There are bands that play metal. And then there’s Accept, a band that IS metal—like someone forged a Gibson Flying V out of barbed wire and bratwurst, then handed it to a dwarf berserker in camo pants and told him to scream at the moon until NATO begged for mercy. In the early ’80s, while the rest of Europe tried to flirt with eyeliner or cry about nuclear disarmament, Accept loaded up the Panzer tank and aimed it straight at your stupid, soft-rock-loving face. And at the helm was Udo Dirkschneider, the gremlin-voiced warlord who sounded like Lemmy getting electrocuted by a toaster plugged into Valhalla.
These are the three most essential albums from the Udo-fronted era of Accept. If you don’t like it, get your ass out of the pit and go knit a sweater.

3. Restless and Wild (1982)

This is the sound of Germany remembering it invented electricity just to fry your eardrums. “Fast as a Shark” opens like a polka-loving grandmother’s record got hijacked by a cocaine-fueled werewolf. It’s thrash before thrash, speed metal’s daddy, the reason Metallica wet their diapers in the early ’80s. The riffs are chainsaws, the solos are lightning bolts, and Udo howls like someone just shoved a live grenade up his lederhosen. This album doesn’t walk. It fucking hunts! This is Accept discovering their nuclear trigger finger.

2. Metal Heart (1985)

This is goddamn precision. Cold war chrome and Beethoven’s ghost riding a missile through Ronald Reagan’s living room. “Metal Heart” is Accept fusing classical flourishes and cyborg testosterone into a steel-plated fist. Wolf Hoffmann’s amazing guitar work sounds like he made a deal with the devil and his music teacher. “Midnight Mover” has hooks for days, while “Living for Tonite” grinds hips and breaks teeth in the same verse. This is architecture with distortion pedals. A cathedral of crunch where the only god is feedback.
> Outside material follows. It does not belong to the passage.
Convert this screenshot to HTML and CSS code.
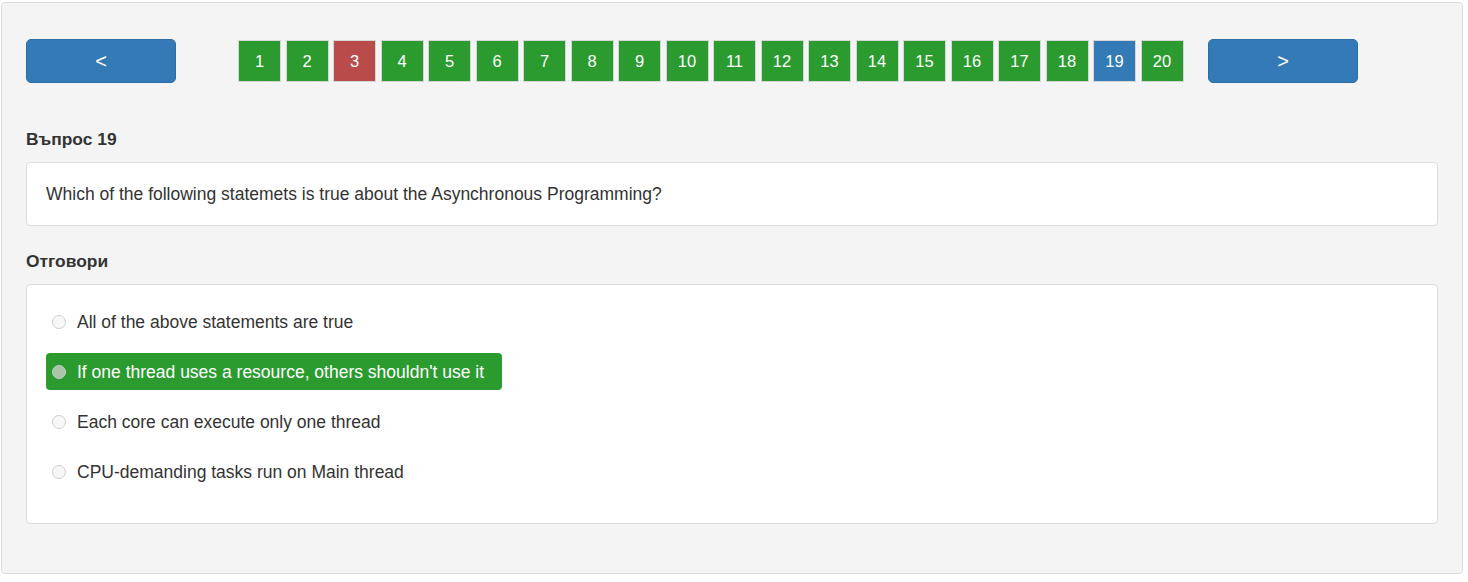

1. Balls to the Wall (1983)

THE Accept album. Period. End of sermon. This imotherfucker is a political sex riot in steel-toed boots. The title track alone is enough to make entire governments collapse. That riff? It’s the sound of a tank engine growling foreplay before it plows through your moral compass. Udo sounds like he’s been gargling lava and broken glass, delivering every line like a battle cry from the gutter. But here’s the magic: there’s heart behind the muscle. “London Leatherboys” and “Losing More Than You’ve Ever Had” punch with meaning, while still bashing your sweaty skull in with a flaming hammer. This album gets off on making you uncomfortable—and that’s exactly what metal was born to do.

Accept grabbed the torch for European metal lit that fucker with napalm and hurled it at your comfort zone. These albums are monuments to precision, perversion, rebellion, and riffage that could level mountains. Udo Dirkschneider may look like a goblin from a post-apocalyptic beer commercial, but he led this band like a general storming the gates of taste and subtlety.

If you haven’t cranked these records until your neighbors threaten legal action, you haven’t truly lived. These albums don’t age—they metastasize. So stop pretending you’ve heard everything, crank that volume, and let Accept drag your soul through the steel mills of hell.